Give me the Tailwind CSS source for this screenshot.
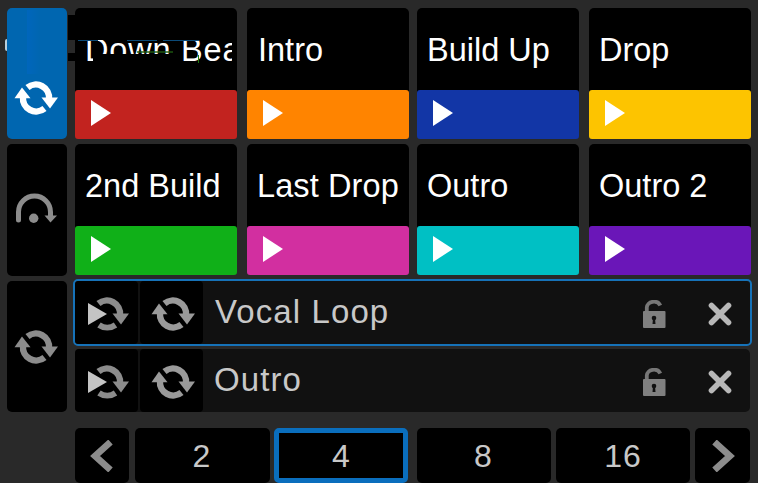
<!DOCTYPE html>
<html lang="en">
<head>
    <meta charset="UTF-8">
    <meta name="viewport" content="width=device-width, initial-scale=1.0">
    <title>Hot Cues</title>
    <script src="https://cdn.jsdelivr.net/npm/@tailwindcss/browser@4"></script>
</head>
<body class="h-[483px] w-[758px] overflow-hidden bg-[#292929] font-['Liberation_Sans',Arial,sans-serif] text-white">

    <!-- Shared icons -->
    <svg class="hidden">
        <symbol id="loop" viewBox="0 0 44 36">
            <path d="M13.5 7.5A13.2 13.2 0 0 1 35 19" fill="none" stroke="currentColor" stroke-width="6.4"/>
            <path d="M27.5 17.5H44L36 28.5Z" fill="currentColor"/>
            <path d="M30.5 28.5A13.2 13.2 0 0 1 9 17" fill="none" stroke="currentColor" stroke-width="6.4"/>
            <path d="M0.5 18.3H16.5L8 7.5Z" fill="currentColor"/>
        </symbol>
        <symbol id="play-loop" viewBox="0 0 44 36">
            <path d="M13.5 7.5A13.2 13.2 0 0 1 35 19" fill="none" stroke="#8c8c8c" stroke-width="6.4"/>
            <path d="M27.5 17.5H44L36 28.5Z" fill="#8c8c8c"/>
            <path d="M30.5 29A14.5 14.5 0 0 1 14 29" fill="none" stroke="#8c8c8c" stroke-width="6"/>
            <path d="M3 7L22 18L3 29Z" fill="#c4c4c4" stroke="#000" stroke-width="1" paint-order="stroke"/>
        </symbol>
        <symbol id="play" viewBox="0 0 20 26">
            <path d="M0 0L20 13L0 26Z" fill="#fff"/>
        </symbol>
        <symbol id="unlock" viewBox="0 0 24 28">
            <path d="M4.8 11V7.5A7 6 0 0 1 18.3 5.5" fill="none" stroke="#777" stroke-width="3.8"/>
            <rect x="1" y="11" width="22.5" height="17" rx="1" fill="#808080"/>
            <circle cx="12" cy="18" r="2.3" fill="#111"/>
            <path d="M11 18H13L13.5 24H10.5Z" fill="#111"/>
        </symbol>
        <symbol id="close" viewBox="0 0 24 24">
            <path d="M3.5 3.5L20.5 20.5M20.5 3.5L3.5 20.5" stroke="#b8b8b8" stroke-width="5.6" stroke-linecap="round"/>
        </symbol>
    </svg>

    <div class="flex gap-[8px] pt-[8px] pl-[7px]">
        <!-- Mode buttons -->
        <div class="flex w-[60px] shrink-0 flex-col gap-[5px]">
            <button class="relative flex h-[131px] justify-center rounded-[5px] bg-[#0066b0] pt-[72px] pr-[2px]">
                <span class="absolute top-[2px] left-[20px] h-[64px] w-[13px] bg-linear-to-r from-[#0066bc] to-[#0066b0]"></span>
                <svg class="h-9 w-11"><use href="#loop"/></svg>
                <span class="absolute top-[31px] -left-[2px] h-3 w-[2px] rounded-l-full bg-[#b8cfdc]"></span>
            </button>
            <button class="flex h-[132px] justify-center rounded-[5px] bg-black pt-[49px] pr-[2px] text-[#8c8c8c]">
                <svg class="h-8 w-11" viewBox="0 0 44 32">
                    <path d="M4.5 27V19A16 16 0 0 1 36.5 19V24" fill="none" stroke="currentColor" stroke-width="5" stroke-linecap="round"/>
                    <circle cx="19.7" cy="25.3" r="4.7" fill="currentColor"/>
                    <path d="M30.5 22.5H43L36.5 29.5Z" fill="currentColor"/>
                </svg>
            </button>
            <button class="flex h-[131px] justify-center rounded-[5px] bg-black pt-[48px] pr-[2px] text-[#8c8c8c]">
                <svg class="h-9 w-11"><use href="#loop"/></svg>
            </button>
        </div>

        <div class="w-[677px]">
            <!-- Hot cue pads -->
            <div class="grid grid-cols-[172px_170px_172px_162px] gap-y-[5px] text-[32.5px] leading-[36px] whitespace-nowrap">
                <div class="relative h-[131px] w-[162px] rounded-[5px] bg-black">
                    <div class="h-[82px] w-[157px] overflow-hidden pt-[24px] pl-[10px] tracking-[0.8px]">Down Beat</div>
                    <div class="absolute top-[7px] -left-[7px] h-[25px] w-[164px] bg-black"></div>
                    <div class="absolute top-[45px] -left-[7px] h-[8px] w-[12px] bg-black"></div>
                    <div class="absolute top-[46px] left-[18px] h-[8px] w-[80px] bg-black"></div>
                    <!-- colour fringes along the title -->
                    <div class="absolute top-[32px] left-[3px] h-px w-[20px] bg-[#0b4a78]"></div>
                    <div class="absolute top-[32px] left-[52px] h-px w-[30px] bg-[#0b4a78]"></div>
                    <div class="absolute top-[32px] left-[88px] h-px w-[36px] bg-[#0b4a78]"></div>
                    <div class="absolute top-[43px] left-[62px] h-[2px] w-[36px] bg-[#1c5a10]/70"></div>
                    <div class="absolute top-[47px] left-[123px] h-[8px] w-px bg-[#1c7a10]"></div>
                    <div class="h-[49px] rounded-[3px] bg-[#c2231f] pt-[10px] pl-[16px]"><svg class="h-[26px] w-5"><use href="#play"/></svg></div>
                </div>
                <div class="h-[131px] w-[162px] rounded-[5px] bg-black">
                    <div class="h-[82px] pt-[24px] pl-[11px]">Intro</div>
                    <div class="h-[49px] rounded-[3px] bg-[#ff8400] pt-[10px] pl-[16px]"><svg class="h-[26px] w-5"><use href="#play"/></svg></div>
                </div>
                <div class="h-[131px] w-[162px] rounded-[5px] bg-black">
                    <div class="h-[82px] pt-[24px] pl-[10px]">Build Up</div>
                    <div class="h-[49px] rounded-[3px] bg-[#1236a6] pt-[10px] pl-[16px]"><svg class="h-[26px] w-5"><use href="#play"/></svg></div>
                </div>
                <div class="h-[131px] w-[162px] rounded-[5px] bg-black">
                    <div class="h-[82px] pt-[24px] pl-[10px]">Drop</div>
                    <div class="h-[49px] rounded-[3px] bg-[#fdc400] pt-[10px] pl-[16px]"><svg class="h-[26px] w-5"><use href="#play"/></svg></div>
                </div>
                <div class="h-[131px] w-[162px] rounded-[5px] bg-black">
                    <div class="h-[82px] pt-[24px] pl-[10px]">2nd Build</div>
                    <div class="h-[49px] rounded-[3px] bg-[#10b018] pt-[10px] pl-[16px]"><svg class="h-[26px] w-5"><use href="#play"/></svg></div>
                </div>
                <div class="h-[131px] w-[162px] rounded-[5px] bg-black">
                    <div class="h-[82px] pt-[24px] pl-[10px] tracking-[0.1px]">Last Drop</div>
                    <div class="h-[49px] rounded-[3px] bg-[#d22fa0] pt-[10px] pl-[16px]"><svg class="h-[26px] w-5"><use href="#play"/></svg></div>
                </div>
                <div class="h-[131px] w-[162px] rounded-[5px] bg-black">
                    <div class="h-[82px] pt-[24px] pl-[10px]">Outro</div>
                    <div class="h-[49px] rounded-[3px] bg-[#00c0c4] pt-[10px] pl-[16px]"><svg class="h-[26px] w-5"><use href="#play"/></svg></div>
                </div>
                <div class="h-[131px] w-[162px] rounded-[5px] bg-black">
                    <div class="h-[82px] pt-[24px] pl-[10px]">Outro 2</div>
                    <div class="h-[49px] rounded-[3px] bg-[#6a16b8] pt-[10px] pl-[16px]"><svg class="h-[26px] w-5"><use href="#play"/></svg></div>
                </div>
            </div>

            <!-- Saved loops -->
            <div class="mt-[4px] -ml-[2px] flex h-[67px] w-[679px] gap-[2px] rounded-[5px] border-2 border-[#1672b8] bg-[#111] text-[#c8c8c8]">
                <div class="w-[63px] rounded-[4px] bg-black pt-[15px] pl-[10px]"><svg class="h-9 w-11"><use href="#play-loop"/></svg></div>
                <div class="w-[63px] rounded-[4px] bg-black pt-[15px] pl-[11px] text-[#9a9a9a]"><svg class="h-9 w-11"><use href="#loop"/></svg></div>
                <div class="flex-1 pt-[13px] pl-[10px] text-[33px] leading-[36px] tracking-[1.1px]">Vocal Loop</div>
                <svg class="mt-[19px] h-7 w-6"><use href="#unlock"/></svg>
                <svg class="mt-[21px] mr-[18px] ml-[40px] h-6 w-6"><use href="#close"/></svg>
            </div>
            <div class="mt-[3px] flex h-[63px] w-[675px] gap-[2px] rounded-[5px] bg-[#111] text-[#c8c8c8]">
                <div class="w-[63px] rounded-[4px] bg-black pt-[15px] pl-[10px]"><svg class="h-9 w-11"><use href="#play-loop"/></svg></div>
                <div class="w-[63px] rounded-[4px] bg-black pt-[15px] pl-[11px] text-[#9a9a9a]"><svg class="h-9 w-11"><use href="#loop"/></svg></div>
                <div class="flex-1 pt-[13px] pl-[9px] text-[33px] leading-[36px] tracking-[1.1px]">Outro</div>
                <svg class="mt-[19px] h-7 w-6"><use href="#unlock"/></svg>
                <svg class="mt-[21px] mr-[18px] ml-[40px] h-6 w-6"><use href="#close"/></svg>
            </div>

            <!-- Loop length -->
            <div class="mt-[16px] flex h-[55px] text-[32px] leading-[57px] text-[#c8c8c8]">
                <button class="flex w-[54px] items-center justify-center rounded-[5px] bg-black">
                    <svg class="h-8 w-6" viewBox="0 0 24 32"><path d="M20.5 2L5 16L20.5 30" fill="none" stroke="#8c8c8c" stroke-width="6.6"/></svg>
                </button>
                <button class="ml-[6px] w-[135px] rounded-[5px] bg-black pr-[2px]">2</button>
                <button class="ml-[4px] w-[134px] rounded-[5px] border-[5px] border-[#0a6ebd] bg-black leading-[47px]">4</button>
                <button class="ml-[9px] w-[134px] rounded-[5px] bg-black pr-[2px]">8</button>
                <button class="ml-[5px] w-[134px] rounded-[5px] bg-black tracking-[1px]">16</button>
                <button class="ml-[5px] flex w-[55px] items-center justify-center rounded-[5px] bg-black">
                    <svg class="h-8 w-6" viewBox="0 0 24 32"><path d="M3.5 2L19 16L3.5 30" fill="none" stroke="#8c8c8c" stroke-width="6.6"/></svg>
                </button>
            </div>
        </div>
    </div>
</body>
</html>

********

▶ Stated task
Leave the pictures out and reproduce exactly the lines from the top of the listing above through the line with "w-[758px] overflow-hidden bg-[#292929]".

▶ Result
Give me the Tailwind CSS source for this screenshot.
<!DOCTYPE html>
<html lang="en">
<head>
    <meta charset="UTF-8">
    <meta name="viewport" content="width=device-width, initial-scale=1.0">
    <title>Hot Cues</title>
    <script src="https://cdn.jsdelivr.net/npm/@tailwindcss/browser@4"></script>
</head>
<body class="h-[483px] w-[758px] overflow-hidden bg-[#292929] font-['Liberation_Sans',Arial,sans-serif] text-white">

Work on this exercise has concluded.